Limited violence was not uncommon between the sides during this stage. Bleeding Kansas saw atrocities on both sides. The 1856 caning of Senator Charles Sumner by Congressman Preston Brooks brought violence into the U.S. Senate Chamber. And John Brown’s 1859 raid on Harpers Ferry stimulated admiration in the North and fear of slave revolts in the South.
Despite these hardening political positions, the lack of willingness to compromise, and growing contempt and political violence, most principal actors on each side in Stage 2 still saw a path for survival within the Union. Extreme leaders emerged, but moderates stayed in control. In essence, alienation had grown sharply, but Northern and Southern goals were not yet necessarily irreconcilable.

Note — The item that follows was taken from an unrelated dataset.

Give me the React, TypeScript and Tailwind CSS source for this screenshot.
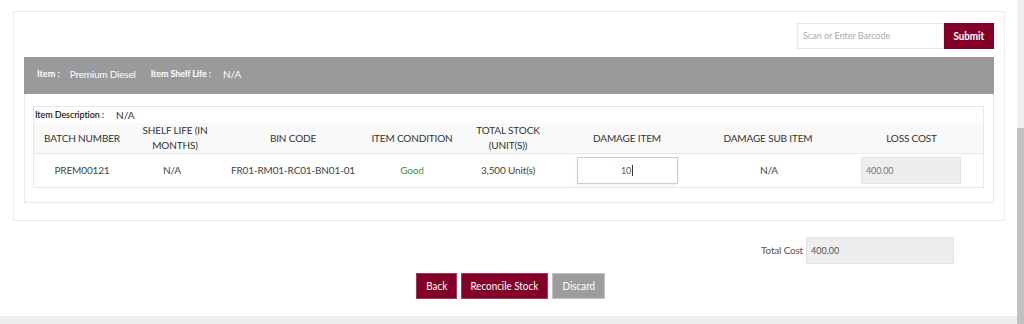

STAGE 3 (November 1860 to April 1861) consisted of a rapid and decisive existential crisis for the South and North. Events reached a tipping point and quickly spiraled out of control. The fragmentation of the Democratic Party in particular led to the subsequent election in November 1860 of Abraham Lincoln by less than a 40 percent plurality, which was considered illegitimate in the South despite a clear electoral college victory. Several last-minute compromise attempts failed. For example, a complex set of proposals designed by Senator John Crittenden failed because it permanently legalized slavery south of the Missouri Compromise line, reinforced the Fugitive Slave Law, and allowed the slave trade in the District of Colombia. The South’s winning political position from the 1850s shifted overnight, with no apparent prospect of a sustainable compromise. This created both panic and resolve in those Southern state economies most reliant on slavery. Lincoln’s position on the future of slavery in the territories (and thus subsequent states) appeared to threaten the long-term viability of the relatively secure national political position that the South had enjoyed up to that point. Suddenly, Southerners felt that they could no longer manage their future or preserve their way of life within the existing federal structure. Southerners, especially cotton growers, became acutely defensive, politically and psychologically.